The assessee is a Co-operative Credit Society and is engaged in the business of providing credit facilities to its members. The assessee filed the return of income for AY 2020-21 on 05.02.2021 admitting Nil income after claiming a deduction under section 80P to the tune of Rs. 31,59,088/-. During the assessment proceedings, the Assessing Officer (AO) called on the assessee to furnish details pertaining to the deduction claimed under section 80P(2)(a)(i). The assessee submitted that the entire deduction is claimed towards the income arising from carrying on the business of banking or providing credit facilities to its members. The assessee further submitted that the whole of the amount is attributable towards the business activities of the assessee and therefore, the deduction should be allowed.
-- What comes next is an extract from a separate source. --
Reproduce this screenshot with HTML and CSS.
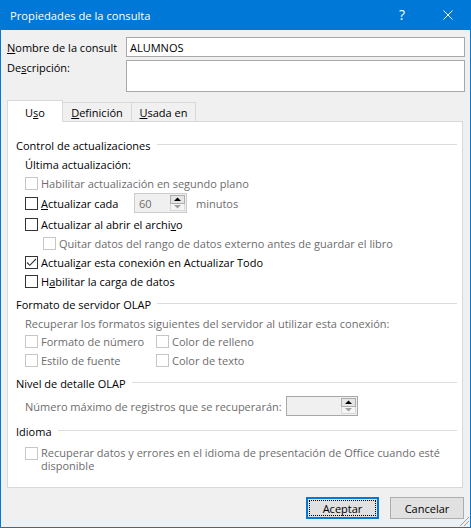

From the details furnished by the assessee the AO noticed that the income of the assessee consists of interest from loans given to members as well as interest on deposits with cooperative banks. The AO therefore held that the profit claimed by the assessee as deduction under section 80P(2)(a)(i) is not attributable to business income but to income from other sources also and accordingly not eligible for deduction under section 80P(2)(a)(i). In this regard the AO relied on the decision of the Hon'ble Supreme Court in the case of Totgar's Co-operative Sale Society Ltd. Vs. ITO [2010] 188 taxman 282 (SC) stating that the deduction under section 80P(2)(a)(i) is available only to the operational income from the business and not other income. The AO further held that the deduction claimed by the assessee is attributable to the interest income received from deposits held with Co- operative Banks and the same is not eligible for deduction under section 80P(2)(d). The AO thus made an addition towards the deduction claimed by the assessee under section 80P to that tune of Rs.31,59,088/-. The AO also disallowed the provision made by the assessee towards various expenses to the tune of Rs. 1,25,64,769/-.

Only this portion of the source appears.